Consider above this physical realm of quietness, and wonder about the silences of the realms within- when one thinks about things. Or perhaps is unable to think about things because of the constant rush of thoughts that gulf him up, or the consistent flow of messages from all angles, aimed to sway his perspectives. There may be no physical interruptions, but when there's an interal racket, it can't be any better that pure quietness right. Perhaps the latter would aid in resolving the racket, giving one an opportunitiy to untie the tight ends and loosen the tensions on the rope. There would be the escapists who just clutter up themselves in the physical realm so this inner conflicts are busy-ed to obilivion.
Wonder about the deeper significances of this silence. The emotions that grasp on it usually being shock, fear, sadness... or usually a tight mix of all. It being described as the 'death in the night' - the signature of anhilination of any creature or any process. The suspenseful darkness that holds onto its hand, giving stabs of awaitances to everyone who desires sight. The uneasy heart that does not know the answer to the question, can only subscribe to this path. (That begets an uncertain consequence)

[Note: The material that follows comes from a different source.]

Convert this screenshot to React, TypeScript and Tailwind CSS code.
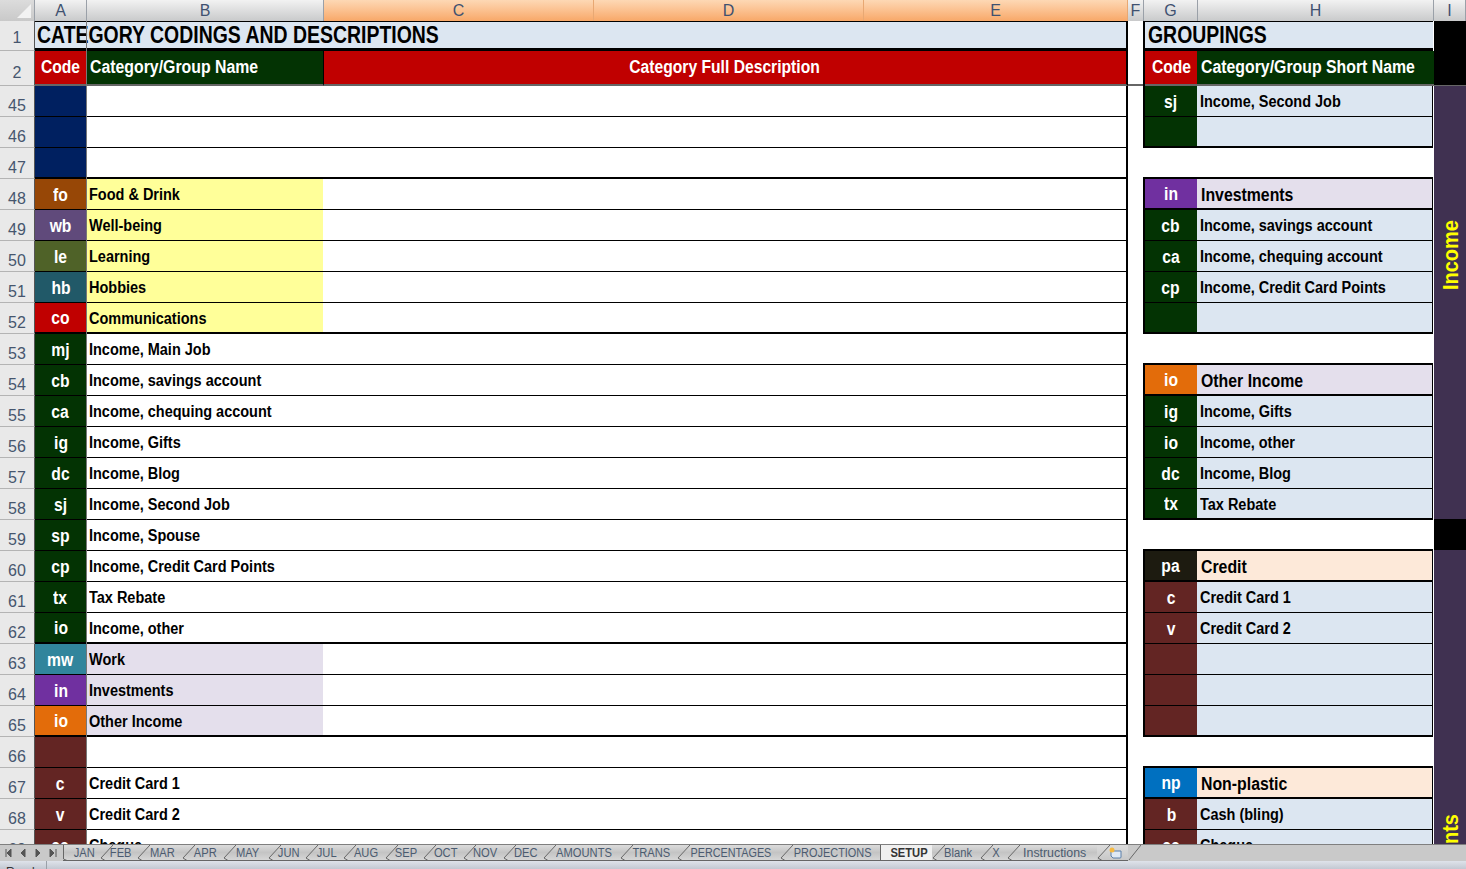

Think about the void that this quiet promote. The emptiness that it does not (should not) fill. The blankness that it demands. The lack that it demonstrates.
Quiet.
_____________Zoneseekers..::
by a perspective that relies on the author of Truth...
11:07 PM
Excuses to Celebrate
As much as the title may sound negetive, I'm actually giving praise to the issue - or rather the fact that celebration is made possible through those 'excuses'. Of course, 'reason' sounds a whole lot better (although its similarly as engineerical), but 'excuse' gives me a warrant to need not be apologetic about negetive feelings, if they arise for any matter.
Occasions are crafted by time and chance, gelled within customs, traditions, supersitions and the like as they are oiled by the movements of history. Perhaps, some occasions deserve a celebration very obviously (like the welcoming of the new year with respect to the several calanders or the party after a big project has been completed or say, a victory achieved), some are placed akwardly, but seemingly politically incorrect if labelled as unneeded (mother and father's day). Then we have the religious festivals and also valentine's day.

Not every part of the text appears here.